Not only was it fun, but it was inspiring. Because, while I've got quite a few ideas for stories and books percolating in my head right now -- including one that, yes, I have started, at long last -- my experience at Lakemont gave me an idea for a book that might lovingly rip a little bit off of my latest novelistic conquest, Dave Egger's You Shall Know Our Velocity! I'm not about to presume I'm going to out-Eggers Eggers, but I feel like there are a lot of facets possible in a story about two (or maybe more) people who tour small amusement parks in order to get back in touch with the simple pleasures that used to be the only worries in their lives, but eventually become the most elusive things in those very same lives. So if you see that novel before I write it, just remember: you heard it here first.

Later that Sunday, I was inspired again by a big force that I'd completely forgotten about and rediscovered by sheer accident. As I parked the car to pick up Chinese take-out on College Ave, I heard a vehicle across the street playing "Soldier Side" by System of a Down. System has always been a band that I've admired and advocated: they've never settled for complacency, they've always challenged themselves to do new, inventive things, whether they succeeded or failed, and they're just incredible musicians and composers.

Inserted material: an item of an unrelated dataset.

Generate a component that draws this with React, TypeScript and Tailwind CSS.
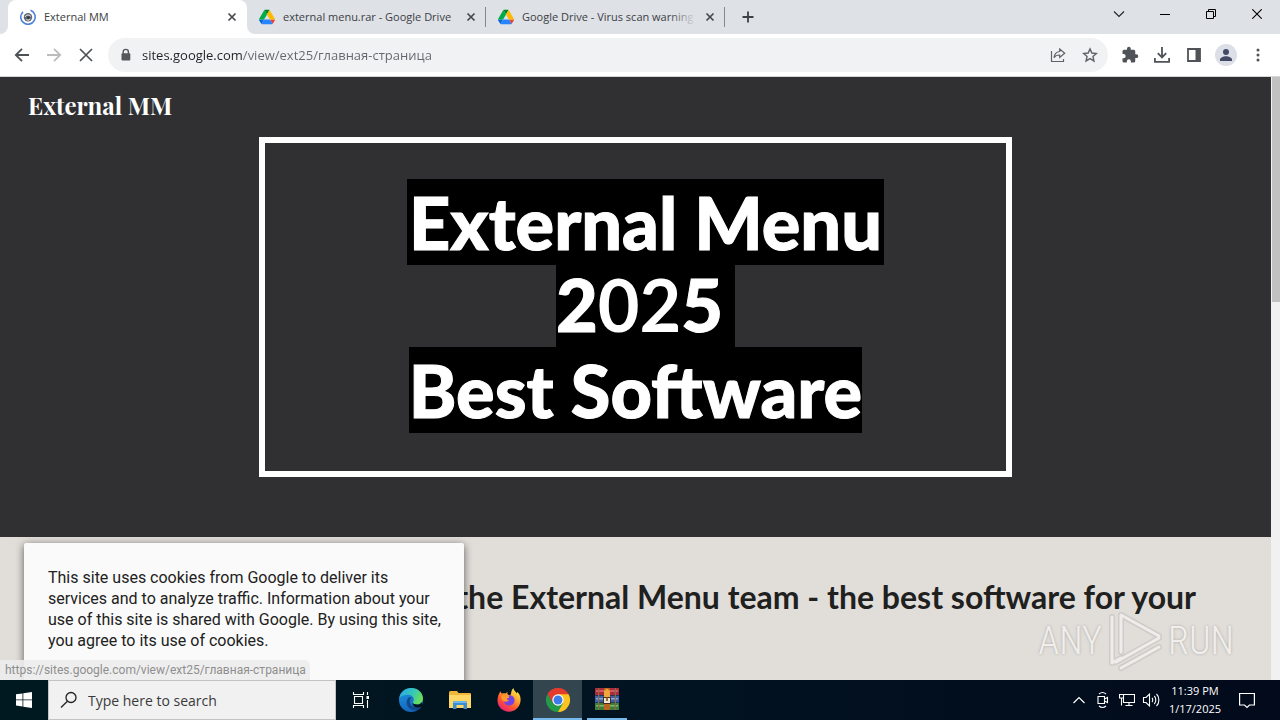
import React from 'react';

type TabProps = { title: string; active?: boolean; icon: React.ReactNode; divider?: boolean; fade?: boolean };

const CloseGlyph = () => (
  <svg width="16" height="16" viewBox="0 0 16 16" fill="none" stroke="#45494d" strokeWidth="1.7">
    <path d="M4.500 4.500l7 7M11.500 4.500l-7 7" />
  </svg>
);

const LoadingIcon = () => (
  <svg width="16" height="16" viewBox="0 0 16 16" fill="none">
    <path d="M3 2.8A7.2 7.2 0 1 0 10.5 1.3" stroke="#4c82d8" strokeWidth="1.6" />
    <circle cx="8" cy="8.2" r="4.2" fill="#5f6670" />
    <path d="M5.2 7.8c1-2.2 4-2.4 5.6-.4M6.4 10.6c1.4.9 3 .5 3.8-.8" stroke="#fff" strokeWidth="1" />
    <circle cx="8.4" cy="8.6" r="1.3" fill="#2f3540" />
  </svg>
);

const DriveIcon = () => (
  <svg width="16" height="16" viewBox="0 0 87.3 78">
    <path d="m6.6 66.85 3.85 6.65c.8 1.4 1.95 2.5 3.3 3.3l13.75-23.8h-27.5c0 1.55.4 3.1 1.2 4.5z" fill="#0066da" />
    <path d="m43.65 25-13.75-23.8c-1.35.8-2.5 1.9-3.3 3.3l-25.4 44a9.06 9.06 0 0 0-1.2 4.5h27.5z" fill="#00ac47" />
    <path d="m73.55 76.8c1.35-.8 2.5-1.9 3.3-3.3l1.6-2.75 7.65-13.25c.8-1.4 1.2-2.95 1.2-4.5h-27.502l5.852 11.5z" fill="#ea4335" />
    <path d="m43.65 25 13.75-23.8c-1.35-.8-2.9-1.2-4.5-1.2h-18.5c-1.6 0-3.15.45-4.5 1.2z" fill="#00832d" />
    <path d="m59.8 53h-32.3l-13.75 23.8c1.35.8 2.9 1.2 4.5 1.2h50.8c1.6 0 3.15-.45 4.5-1.2z" fill="#2684fc" />
    <path d="m73.4 26.5-12.7-22c-.8-1.4-1.95-2.5-3.3-3.3l-13.75 23.8 16.15 28h27.45c0-1.55-.4-3.1-1.2-4.5z" fill="#ffba00" />
  </svg>
);

function Tab({ title, active, icon, divider, fade }: TabProps) {
  return (
    <div
      role="tab"
      aria-selected={!!active}
      className={
        active
          ? 'relative flex w-[239px] items-center gap-2 rounded-t-lg bg-white pl-3 pr-[7px]'
          : 'relative flex w-[239px] items-center gap-2 pl-3 pr-[7px]'
      }
    >
      {active && (
        <>
          <svg className="absolute bottom-0 -left-2" width="8" height="8"><path d="M8 0v8H0a8 8 0 0 0 8-8z" fill="#fff" /></svg>
          <svg className="absolute bottom-0 -right-2" width="8" height="8"><path d="M0 0v8h8a8 8 0 0 1-8-8z" fill="#fff" /></svg>
        </>
      )}
      {icon}
      <span className="relative min-w-0 flex-1 whitespace-nowrap text-[11px] text-[#3c4043]">
        {title}
        {fade && <span className="absolute inset-y-0 -right-2 w-8 bg-linear-to-r from-transparent to-[#dee1e6] to-80%" />}
      </span>
      <button aria-label={`Close ${title}`} className="relative size-4"><CloseGlyph /></button>
      {divider && <span className="absolute right-0 h-5 w-px bg-[#85898f]" />}
    </div>
  );
}

function TabStrip() {
  return (
    <header className="flex h-[34px] shrink-0 bg-[#dee1e6] pl-2">
      <div role="tablist" className="flex">
        <Tab title="External MM" active icon={<LoadingIcon />} />
        <Tab title="external menu.rar - Google Drive" icon={<DriveIcon />} divider />
        <Tab title="Google Drive - Virus scan warning" icon={<DriveIcon />} divider fade />
      </div>
      <button aria-label="New tab" className="ml-2 grid w-[30px] place-items-center">
        <svg width="16" height="16" fill="none" stroke="#3c4043" strokeWidth="1.8"><path d="M8 2.5v11M2.5 8h11" /></svg>
      </button>
      <div className="ml-auto flex h-7">
        <button aria-label="Search tabs" className="grid w-[46px] place-items-center">
          <svg width="12" height="12" fill="none" stroke="#222" strokeWidth="1.1"><path d="M1 3.5l5 5 5-5" /></svg>
        </button>
        <button aria-label="Minimize" className="grid w-[46px] place-items-center">
          <svg width="10" height="10" stroke="#000"><path d="M0 5.5h10" /></svg>
        </button>
        <button aria-label="Restore" className="grid w-[46px] place-items-center">
          <svg width="10" height="10" fill="none" stroke="#000"><path d="M.5 2.500h7v7h-7zM2.500 2.500v-2h7v7h-2" /></svg>
        </button>
        <button aria-label="Close window" className="grid w-[46px] place-items-center">
          <svg width="10" height="10" stroke="#000" strokeWidth="1.1"><path d="M.3.3l9.400 9.400M9.700.3L.3 9.700" /></svg>
        </button>
      </div>
    </header>
  );
}

function IconButton({ label, children }: { label: string; children: React.ReactNode }) {
  return <button aria-label={label} className="grid size-8 shrink-0 place-items-center">{children}</button>;
}

function Toolbar() {
  return (
    <nav className="flex h-[43px] shrink-0 items-center border-b border-[#d5d6d8] bg-white px-1.5">
      <IconButton label="Back">
        <svg width="16" height="16" fill="none" stroke="#4d5155" strokeWidth="1.8"><path d="M15 8H2M8 1.8L1.8 8 8 14.2" /></svg>
      </IconButton>
      <IconButton label="Forward">
        <svg width="16" height="16" fill="none" stroke="#babcbe" strokeWidth="1.8"><path d="M1 8h13M8 1.8L14.2 8 8 14.2" /></svg>
      </IconButton>
      <IconButton label="Stop">
        <svg width="16" height="16" fill="none" stroke="#4d5155" strokeWidth="1.7"><path d="M2 2l12 12M14 2L2 14" /></svg>
      </IconButton>
      <div className="ml-1.5 flex h-[34px] flex-1 items-center rounded-full bg-[#f0f2f4] pl-3 pr-0.5">
        <svg width="12" height="14" className="shrink-0" fill="none">
          <path d="M3.2 6V4a2.6 2.6 0 0 1 5.2 0v2" stroke="#54585d" strokeWidth="1.4" />
          <rect x="1.5" y="5.2" width="8.8" height="7.3" rx="1" fill="#54585d" />
        </svg>
        <input
          aria-label="Address"
          defaultValue="sites.google.com/view/ext25/главная-страница"
          className="ml-2.5 h-6 min-w-0 flex-1 bg-[linear-gradient(90deg,#202124_101px,#63676c_101px)] bg-clip-text text-[13px] text-transparent outline-none"
        />
        <IconButton label="Share">
          <svg width="16" height="16" fill="none" stroke="#5f6368" strokeWidth="1.2">
            <path d="M1.5 4v10.5h12V12M9.7 2l5 4.2-5 4.3V8c-2.600-.1-4.400.8-5.700 2.700.4-3.400 2.300-5.700 5.700-6.200z" />
          </svg>
        </IconButton>
        <IconButton label="Bookmark">
          <svg width="16" height="16" fill="none" stroke="#5f6368" strokeWidth="1.4">
            <path d="M8 1.900l1.850 4.150 4.500.450-3.400 3 1 4.450L8 11.600l-3.950 2.350 1-4.450-3.400-3 4.500-.450z" />
          </svg>
        </IconButton>
      </div>
      <div className="ml-1.5 flex">
        <IconButton label="Extensions">
          <svg width="18" height="18" viewBox="0 0 24 24" fill="#4f5358">
            <path d="M20.500 11H19V7a2 2 0 0 0-2-2h-4V3.500a2.500 2.500 0 0 0-5 0V5H4a2 2 0 0 0-1.990 2v3.800H3.500a2.700 2.700 0 0 1 0 5.400H2V20a2 2 0 0 0 2 2h3.800v-1.500a2.700 2.700 0 0 1 5.400 0V22H17a2 2 0 0 0 2-2v-4h1.500a2.500 2.500 0 0 0 0-5z" />
          </svg>
        </IconButton>
        <IconButton label="Downloads">
          <svg width="18" height="18" fill="none" stroke="#4f5358" strokeWidth="1.8"><path d="M9 1v10M4.800 7.200L9 11.400l4.200-4.200M1.900 12v3.900h14.200V12" /></svg>
        </IconButton>
        <IconButton label="Side panel">
          <svg width="16" height="16"><path d="M2 2h12v12H2z" fill="none" stroke="#4f5358" strokeWidth="1.800" /><path d="M9.500 2H14v12H9.500z" fill="#4f5358" /></svg>
        </IconButton>
        <IconButton label="Profile">
          <svg width="22" height="22"><circle cx="11" cy="11" r="11" fill="#dcdee8" /><circle cx="11" cy="8" r="3" fill="#434965" /><path d="M5 17v-1.500c0-2 3.500-3.300 6-3.300s6 1.300 6 3.300V17z" fill="#434965" /></svg>
        </IconButton>
        <IconButton label="Menu">
          <svg width="4" height="16" fill="#4f5358"><circle cx="2" cy="3" r="1.500" /><circle cx="2" cy="8" r="1.500" /><circle cx="2" cy="13" r="1.500" /></svg>
        </IconButton>
      </div>
    </nav>
  );
}

function Watermark() {
  return (
    <div className="absolute right-[46px] bottom-2 flex items-center gap-1 font-['Roboto_Condensed','Roboto',sans-serif] text-[38px] leading-none font-light text-[#f1efed] [text-shadow:0_0_3px_#a9a5a1]">
      <span>ANY</span>
      <svg width="58" height="62" viewBox="0 0 58 62" fill="none" strokeLinejoin="round" strokeLinecap="round">
        <path d="M6 7v46M15 42V5l38 21M10 52l43-24M6 53l9-5M15 58l38-21" stroke="#cfcbc7" strokeWidth="6" />
        <path d="M6 7v46l9-5M15 42V5l38 21M10 52l43-24M15 58l38-21" stroke="#efedeb" strokeWidth="3" />
      </svg>
      <span>RUN</span>
    </div>
  );
}

function Page() {
  return (
    <main className="relative flex min-h-0 flex-1 overflow-hidden bg-[#e1deda]">
      <div className="min-w-0 flex-1">
        <section className="bg-[#303033] pb-[60px]">
          <div className="flex h-[60px] items-center pb-1 pl-7">
            <a href="#home" className="font-['Playfair_Display','Liberation_Serif',serif] text-2xl font-bold text-white">External MM</a>
          </div>
          <div className="mx-auto h-[340px] w-[753px] border-6 border-white pt-9 text-center font-['Lato',sans-serif] text-[72px] font-black text-white">
            <h1 className="[-webkit-text-stroke:1px_white]">
              <span className="block pl-5"><span className="mx-auto block w-fit bg-black px-0.5 leading-[86px]">External Menu</span></span>
              <span className="block pl-5"><span className="mx-auto block w-fit bg-black pr-3 pb-1 leading-[78px]">2<span className="font-bold [-webkit-text-stroke:0px]">02</span>5</span></span>
              <span className="mx-auto block w-fit bg-black leading-[86px]">Best Software</span>
            </h1>
          </div>
        </section>
        <section className="px-[75px] pt-10">
          <h2 className="whitespace-nowrap text-right font-['Lato',sans-serif] text-[32px] leading-10 font-bold text-[#20211e]">
            the External Menu team - the best software for your
          </h2>
        </section>
      </div>
      <div className="w-[9px] shrink-0 bg-[#f1f1f1] pl-px">
        <div className="h-[225px] bg-[#c1c1c1]" />
      </div>
      <aside className="absolute top-[466px] left-6 h-[200px] w-[440px] rounded-xs bg-[#fafafa] py-6 pr-4 pl-6 font-['Roboto',sans-serif] text-base leading-[21px] text-[#212121] shadow-[0_2px_8px_rgba(0,0,0,0.6)]">
        This site uses cookies from Google to deliver its services and to analyze traffic. Information about your use of this site is shared with Google. By using this site, you agree to its use of cookies.
      </aside>
      <Watermark />
      <div className="absolute bottom-0 left-0 h-5 rounded-tr-md bg-[#ececec]/90 pr-1 pl-[5px] font-['Roboto',sans-serif] text-xs leading-5 text-[#8e8e8e]">
        https://sites.google.com/view/ext25/главная-страница
      </div>
    </main>
  );
}

const EdgeIcon = () => (
  <svg width="24" height="24" viewBox="0 0 24 24">
    <defs>
      <linearGradient id="edgeA" x1="0" y1="0" x2="1" y2=".4"><stop stopColor="#2aa5e8" /><stop offset=".6" stopColor="#35c8b8" /><stop offset="1" stopColor="#66dd5e" /></linearGradient>
      <linearGradient id="edgeB" x1="0" y1="0" x2=".4" y2="1"><stop stopColor="#1b9ae0" /><stop offset="1" stopColor="#1663bd" /></linearGradient>
    </defs>
    <circle cx="12" cy="12" r="12" fill="url(#edgeB)" />
    <path d="M.3 10C1.500 4 6.300 0 12.200 0 19 0 24 5 24 10.500c0 3.500-2.600 6-6 6-2.500 0-4.200-1-4.200-2 0-.6 1.100-1 1.100-2.900 0-2.500-2.400-4.800-6-4.800C5 6.800 1.600 8.400.3 10z" fill="url(#edgeA)" />
    <path d="M9 10c-3 4-.8 11.500 5.500 12.300 3.300.4 6.200-1.200 7.900-3.600.4-.6-.1-.9-.6-.6-5.300 2.700-11 .1-11-4.600 0-1.700.7-3 2-4C11.200 8.900 9.800 9 9 10z" fill="#114a8b" />
    <path d="M13.800 14.500c0 1 1.700 2 4.200 2 2 0 3.700-.9 4.800-2.300L24 18l-2 1c-4.500 1.500-9-.5-8.200-4.500z" fill="#00161f" />
  </svg>
);

const FolderIcon = () => (
  <svg width="22" height="18" viewBox="0 0 22 18">
    <path d="M0 1.500Q0 0 1.500 0H8l1.500 2H21q1 0 1 1v14H0z" fill="#f0b63a" />
    <path d="M0 4h22v13H0z" fill="#ffd766" />
    <path d="M4 18v-6q0-2 2-2h10q2 0 2 2v6h-3.500v-4h-7v4z" fill="#3b8ed0" />
    <path d="M4 12q0-2 2-2h10q2 0 2 2z" fill="#69b8ea" />
  </svg>
);

const FirefoxIcon = () => (
  <svg width="24" height="24" viewBox="0 0 24 24">
    <defs><linearGradient id="ff" x1=".85" y1="0" x2=".2" y2="1"><stop stopColor="#fff44f" /><stop offset=".35" stopColor="#ffa92e" /><stop offset=".65" stopColor="#ff5634" /><stop offset="1" stopColor="#e3177d" /></linearGradient></defs>
    <path d="M3.500 3.300c.3 1.300.8 1.800 1.500 2.300 1-.5 2.500-.6 3.700-.2C9.300 4.600 10 4 11 3.700 9.800 5 10 6.500 12 7c1-.1 1.800-.4 2-1 .2-2.200.7-4.300 2.500-6 .2 3 2.300 3.500 3.300 5.300.5-.2.500-.8.300-1.500C22.600 6 24 9 23.500 13c-.6 6-5.400 10.700-11.500 10.700C5.500 23.700.5 19 .5 12.600c0-4 1.200-6.600 3-9.300z" fill="url(#ff)" />
    <path d="M12 7.300c3.200-.3 5.600 2 5.600 5s-2.300 5.200-5.400 5.200c-3 0-5.200-2.200-5.100-5 1.500 1 3.300.8 4.700-.4-1-.1-2-.3-2-1 0-.7 1.800-1 2.500-2-.9-.6-.8-1.400-.3-1.800z" fill="#7542e5" />
    <path d="M4.500 7.500C6.500 6.500 10 8 12.200 9c-.7 1-2.700 1.200-2.500 2.300 0 .7 1.300.9 2.400 1-2 2-4.200 1.500-6.100.5C4.500 11.500 4 9.500 4.500 7.500z" fill="#ff9a28" />
  </svg>
);

const ChromeIcon = () => (
  <svg width="24" height="24" viewBox="0 0 24 24">
    <path d="M12 12L1.600 6a12 12 0 0 1 20.800 0z" fill="#e33b2e" />
    <path d="M12 12V6h10.400A12 12 0 0 1 12 24z" fill="#fcc31e" />
    <path d="M12 12l5.200 3L12 24A12 12 0 0 1 1.600 6l5.200 9z" fill="#229a48" />
    <path d="M12 6.300h10.400A12 12 0 0 0 1.600 6l5.200 9z" fill="#e33b2e" />
    <circle cx="12" cy="12" r="5.700" fill="#fff" />
    <circle cx="12" cy="12" r="4.500" fill="#3b7de8" />
  </svg>
);

const ArchiveIcon = () => (
  <svg width="24" height="22" viewBox="0 0 24 22">
    <path d="M0 0h24v7H0z" fill="#a92b3c" /><path d="M1 2h22v2H1z" fill="#d65567" />
    <path d="M0 7.500h24v7H0z" fill="#3c5fa8" /><path d="M1 10h22v1.500H1z" fill="#86a8de" />
    <path d="M0 15h24v7H0z" fill="#3b7d3c" /><path d="M1 17h22v1.500H1z" fill="#80b765" />
    <path d="M3 0h1.200v22H3zM19.800 0H21v22h-1.200z" fill="#8d6c3c" />
    <path d="M9 0h6v22H9z" fill="#b8651d" /><path d="M9 3l3-2.500L15 3v6H9z" fill="#f2a53a" />
    <path d="M8 9h8v7H8z" fill="#4a2b20" /><path d="M9 10h6v5H9z" fill="#efe6ce" /><path d="M11.200 9h1.600v4h-1.600z" fill="#7b4b24" />
  </svg>
);

function Taskbar() {
  return (
    <footer className="flex h-10 shrink-0 bg-linear-to-r from-[#001920] via-[#011321] to-[#020a1b] text-white">
      <button aria-label="Start" className="grid w-12 place-items-center">
        <svg width="16" height="16" fill="#fff"><path d="M0 2.300L6.500 1.400v6.100H0zM7.300 1.300L16 0v7.500H7.300zM0 8.300h6.500v6.200L0 13.600zM7.300 8.300H16V16l-8.700-1.300z" /></svg>
      </button>
      <label className="flex w-72 items-center border border-[#c4c4c4] bg-[#f1f1f1] pl-[11px]">
        <svg width="18" height="18" fill="none" stroke="#222" strokeWidth="1.300"><circle cx="11" cy="6.500" r="5" /><path d="M7.400 10.200L1 16.500" /></svg>
        <input aria-label="Search" placeholder="Type here to search" className="ml-2.5 min-w-0 flex-1 bg-transparent pt-0.5 text-sm outline-none placeholder:text-[#3a3a3a]" />
      </label>
      <button aria-label="Task view" className="grid w-[50px] place-items-center">
        <svg width="18" height="18" fill="none" stroke="#fff" strokeWidth="1.100"><path d="M1.500 1v2.500h10V1M1.500 17v-2.500h10V17M2.500 5.500h8v7h-8zM15.500 1v3M15.500 9v8" /><path d="M14.500 5h2.500v3h-2.500z" fill="#fff" stroke="none" /></svg>
      </button>
      <button aria-label="Edge" className="grid w-[49px] place-items-center"><EdgeIcon /></button>
      <button aria-label="File Explorer" className="grid w-[49px] place-items-center"><FolderIcon /></button>
      <button aria-label="Firefox" className="grid w-[49px] place-items-center"><FirefoxIcon /></button>
      <button aria-label="Chrome" className="grid w-[49px] place-items-center border-b-2 border-[#76b9ed] bg-[#334650] pt-0.5"><ChromeIcon /></button>
      <button aria-label="WinRAR" className="mx-[5px] grid w-10 place-items-center border-b-2 border-[#76b9ed]"><ArchiveIcon /></button>
      <div className="ml-auto flex pr-[13px]">
        <button aria-label="Hidden icons" className="grid w-6 place-items-center">
          <svg width="14" height="14" fill="none" stroke="#fff" strokeWidth="1.200"><path d="M1.500 10L7 4.500l5.500 5.500" /></svg>
        </button>
        <button aria-label="Meet now" className="grid w-6 place-items-center">
          <svg width="16" height="18" fill="none" stroke="#fff" strokeWidth="1.100"><path d="M3 5.500h6.500v7H3zM9.500 8l3-1.500v5l-3-1.500M4 3c2-1.700 5-1.700 7 0M4 15c2 1.700 5 1.700 7 0" /></svg>
        </button>
        <button aria-label="Network" className="grid w-6 place-items-center">
          <svg width="16" height="16" fill="none" stroke="#fff" strokeWidth="1.100"><path d="M5 2.500h10.500v8H4.500V6M10 10.500v3M6.500 13.500h7M.5 2.500h4v3.500h-4zM2.500 6v7.500" /></svg>
        </button>
        <button aria-label="Volume" className="grid w-6 place-items-center">
          <svg width="18" height="16" fill="none" stroke="#fff" strokeWidth="1.100"><path d="M1.500 5.500H4l3.500-3.500v12L4 10.500H1.500zM10 6c1 1 1 3 0 4M12.300 4c2 2 2 6 0 8M14.500 2c3.200 3 3.200 9 0 12" /></svg>
        </button>
        <button className="flex w-16 flex-col items-center justify-center whitespace-nowrap text-[11px] leading-[18px]">
          <span>11:39 PM</span>
          <span>1/17/2025</span>
        </button>
        <button aria-label="Notifications" className="grid w-10 place-items-center">
          <svg width="16" height="17" fill="none" stroke="#fff" strokeWidth="1.200"><path d="M.6 1.500h14.800v11.500h-4.900L8 15.500 5.500 13H.6z" /></svg>
        </button>
      </div>
    </footer>
  );
}

export default function App() {
  return (
    <div className="flex h-screen flex-col overflow-hidden font-['Open_Sans','Noto_Sans',sans-serif]">
      <TabStrip />
      <Toolbar />
      <Page />
      <Taskbar />
    </div>
  );
}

There are some that will take that claim with a grain of salt, and for good reason. After all, this is a band that constructed most of a song around three words: banana terracotta pie. (Don't believe me? Listen to "Vicinity of Obscenity" and know that I do not lie.) And while many of the tracks from their 2005 double discs Mezmerize and Hypnotize contain repetitive verses and choruses, some tracks contain an unprecedented raw power that is unmatched in other music. "Question!" from Mezmerize, damn near coaxes goosebumps out of the simple question the title promises: Do we, do we know, when we fly, / When we, when we go, do we die? Or consider arguably their most powerful track, "Holy Mountains," in which they rage against those responsible for the Armenian genocide, but when they try to explain why it happened, they can only propose: Someone's blank stare deemed it warfare.

I remember reading an interview back around the release of Toxicity, in which Daron Malakian explained that his style of song-writing wasn't the sprawling, epic track that many bands aim for, but rather to contain that depth and degree of emotion in a short time-frame. A kind of short-burst epic, consisting of many rapid-fire, effective riffs, that seems perfectly matched to today's deficient attention spans. I feel System did just that, skewering the popular consciousness by adhering to the very standards imposed upon it by the world's increasing commercialization. It was far more than clever, effective satire: it was, and still is, art of the highest order.

Having heard and reheard all the System I have at my disposal -- and, thanks to iPod and iTunes, it's almost their entire studio-recorded discography -- I feel as renewed as I did at Lakemont on Sunday. Today was a day where the sort of creative dreams I had over the weekend had no room: it was my first day of English 015, and I was far more busy trying to hide my nervousness by reminding myself that my students' was far greater. That moment, though, came and went, and as each new moment in the classroom comes and goes, I will be spending hours in seminar and even more hours in reflection, working towards making sure that each individual moment generates a lesson that I will remember and carry with me to the next class, and to each new endeavor in my evolving career as a scholar of English.

And I'm hoping that the lessons of my Sunday of System and the Lakemont Leap-the-Dips continue to inspire me in the creative direction as well, as that direction is the one in which I have felt most lost as of late. I'd love the drought to end, and in the words of the ever-prophetic Rage Against the Machine: What better place than here? What better time than now?